What is most notable, however, is the forgiveness of one specific part of the market.
A number of the projects named in the CMA investigation were effectively Government-backed projects, funded from the public purse.
Surely an investigation by a Government-backed body into corruption on Government-backed contracts would have resulted in greater caution within that same Government?
You would think so, wouldn’t you. But no.
The Crown Commercial Service recently named the 13 companies that have been welcomed onto its demolition framework. And that list contains some very familiar names: DSM, Erith, Keltbray and McGee. Careys, which absorbed Scudder, is also on the list.
Five companies fined for their part in the CMA scandal have been approved by a Government agency less than two years later. That’s more than a third of the entire framework.

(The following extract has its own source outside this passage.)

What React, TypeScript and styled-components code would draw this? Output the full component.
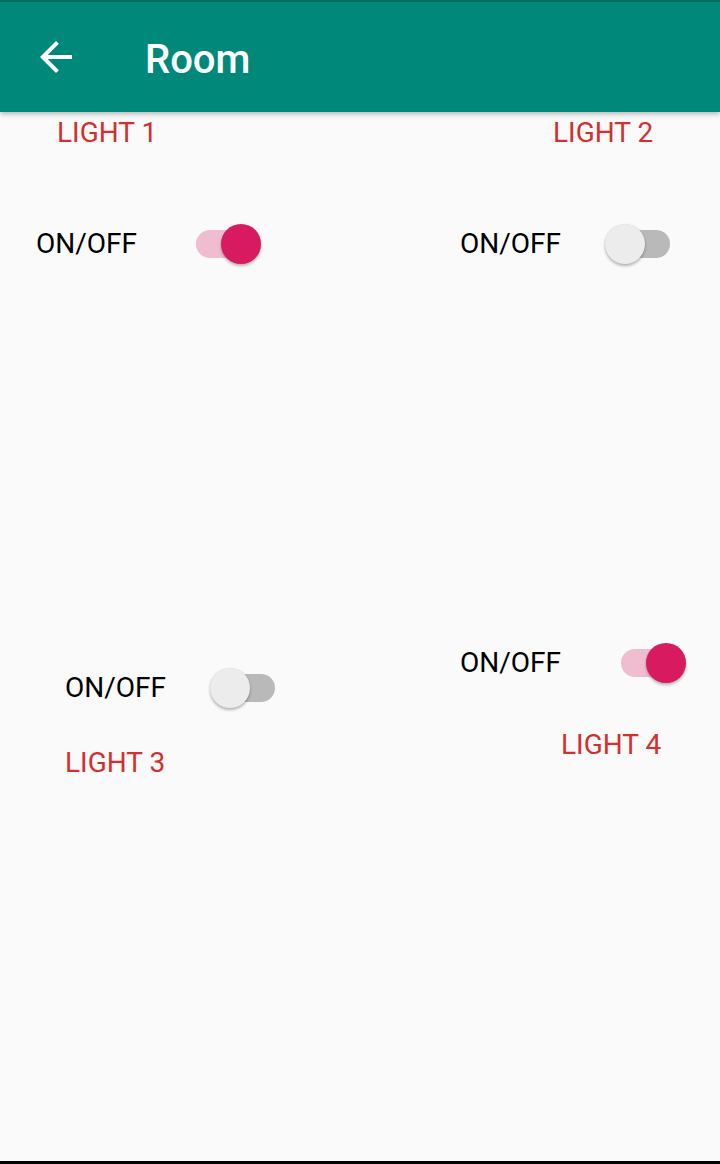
import React from "react";
import styled, { createGlobalStyle } from "styled-components";

const GlobalStyle = createGlobalStyle`
  html, body {
    margin: 0;
    padding: 0;
    background: #fafafa;
  }
  #root {
    min-height: 1164px;
    display: flex;
    flex-direction: column;
  }
`;

const Screen = styled.div`
  flex: 1;
  display: flex;
  flex-direction: column;
  background: #fafafa;
  font-family: Roboto, "Noto Sans", sans-serif;
`;

const Toolbar = styled.header`
  border-top: 2px solid #0a6b60;
  background: #00887a;
  display: flex;
  align-items: center;
  padding: 5px 0 0 32px;
  box-sizing: border-box;
  height: 112px;
  gap: 65px;
  box-shadow: 0 2px 5px rgba(0, 0, 0, 0.28);
  position: relative;
  z-index: 1;
`;

const BackButton = styled.button`
  width: 48px;
  height: 48px;
  margin-top: -5px;
  padding: 0;
  border: 0;
  background: transparent;
  display: flex;
  align-items: center;
  justify-content: center;
  color: #fff;
`;

const Title = styled.h1`
  margin: 0;
  font-family: Roboto, sans-serif;
  font-weight: 500;
  font-size: 40px;
  line-height: 48px;
  color: #ffffff;
`;

const Main = styled.main`
  flex: 1;
  display: flex;
  flex-direction: column;
`;

const Grid = styled.div`
  display: grid;
  grid-template-columns: 360px 360px;
  align-items: start;
`;

const Block = styled.section<{ $pt: number; $gap: number }>`
  display: flex;
  flex-direction: column;
  padding-top: ${(p) => p.$pt}px;
  gap: ${(p) => p.$gap}px;
`;

const LightName = styled.div<{ $inset: number }>`
  padding-left: ${(p) => p.$inset}px;
  font-family: Roboto, sans-serif;
  font-size: 28px;
  line-height: 32px;
  color: #d32f2f;
`;

const SwitchRow = styled.label<{ $inset: number; $gap: number }>`
  display: flex;
  align-items: center;
  height: 40px;
  padding-left: ${(p) => p.$inset}px;
  gap: ${(p) => p.$gap}px;
`;

const SwitchText = styled.span`
  font-family: Roboto, sans-serif;
  font-size: 28px;
  line-height: 32px;
  color: #000;
`;

const SwitchBox = styled.span`
  position: relative;
  width: 72px;
  height: 40px;
  flex: none;
`;

const Track = styled.span<{ $on: boolean }>`
  position: absolute;
  left: 7px;
  top: 6px;
  width: 58px;
  height: 28px;
  border-radius: 14px;
  background: ${(p) => (p.$on ? "#f0bdd0" : "#b9b9b9")};
`;

const Thumb = styled.span<{ $on: boolean }>`
  position: absolute;
  top: 0;
  left: ${(p) => (p.$on ? 32 : 0)}px;
  width: 40px;
  height: 40px;
  border-radius: 50%;
  background: ${(p) => (p.$on ? "#d81b60" : "#ececec")};
  box-shadow: 0 2px 3px rgba(0, 0, 0, 0.28), 0 0 1px rgba(0, 0, 0, 0.12);
`;

const NavBar = styled.div`
  height: 3px;
  background: #000;
`;

function Switch({ on }: { on: boolean }) {
  return (
    <SwitchBox role="switch" aria-checked={on}>
      <Track $on={on} />
      <Thumb $on={on} />
    </SwitchBox>
  );
}

function BackArrow() {
  return (
    <svg width="48" height="48" viewBox="0 0 24 24" fill="#ffffff">
      <path d="M20 11H7.83l5.59-5.59L12 4l-8 8 8 8 1.41-1.41L7.83 13H20v-2z" />
    </svg>
  );
}

export default function App() {
  return (
    <>
      <GlobalStyle />
      <Screen>
        <Toolbar>
          <BackButton aria-label="Back">
            <BackArrow />
          </BackButton>
          <Title>Room</Title>
        </Toolbar>
        <Main>
          <Grid>
            <Block $pt={5} $gap={75}>
              <LightName $inset={57}>LIGHT 1</LightName>
              <SwitchRow $inset={36} $gap={52}>
                <SwitchText>ON/OFF</SwitchText>
                <Switch on={true} />
              </SwitchRow>
            </Block>
            <Block $pt={5} $gap={75}>
              <LightName $inset={193}>LIGHT 2</LightName>
              <SwitchRow $inset={100} $gap={44}>
                <SwitchText>ON/OFF</SwitchText>
                <Switch on={false} />
              </SwitchRow>
            </Block>
          </Grid>
          <Grid>
            <Block $pt={404} $gap={39}>
              <SwitchRow $inset={65} $gap={44}>
                <SwitchText>ON/OFF</SwitchText>
                <Switch on={false} />
              </SwitchRow>
              <LightName $inset={65}>LIGHT 3</LightName>
            </Block>
            <Block $pt={379} $gap={46}>
              <SwitchRow $inset={100} $gap={53}>
                <SwitchText>ON/OFF</SwitchText>
                <Switch on={true} />
              </SwitchRow>
              <LightName $inset={201}>LIGHT 4</LightName>
            </Block>
          </Grid>
        </Main>
        <NavBar />
      </Screen>
    </>
  );
}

Two years ago, the CMA’s investigation exposed widespread corruption and led to record fines that should have shaken the UK demolition sector to its very core. The industry braced for consequences: accountability, reform, and a radical shift towards honesty, transparency, and integrity.
Instead, the fallout has been underwhelming. Those involved regrouped, rebranded, and, in many cases, thrived.
The trade body of which they were all a member barely flinched as they and the industry they claim to serve was brought into disrepute.
Even the Government, the very body that funded some of the tainted contracts, has displayed remarkable amnesia, welcoming multiple fined companies onto its demolition framework and into its bosom.
Far from a reckoning, this has been a lesson in resilience; not for the industry’s ethics, but for its ability to weather scandal with minimal consequence. The Government, the NFDC and the market has spoken, and the message is clear: when it comes to demolition, business as usual trumps accountability.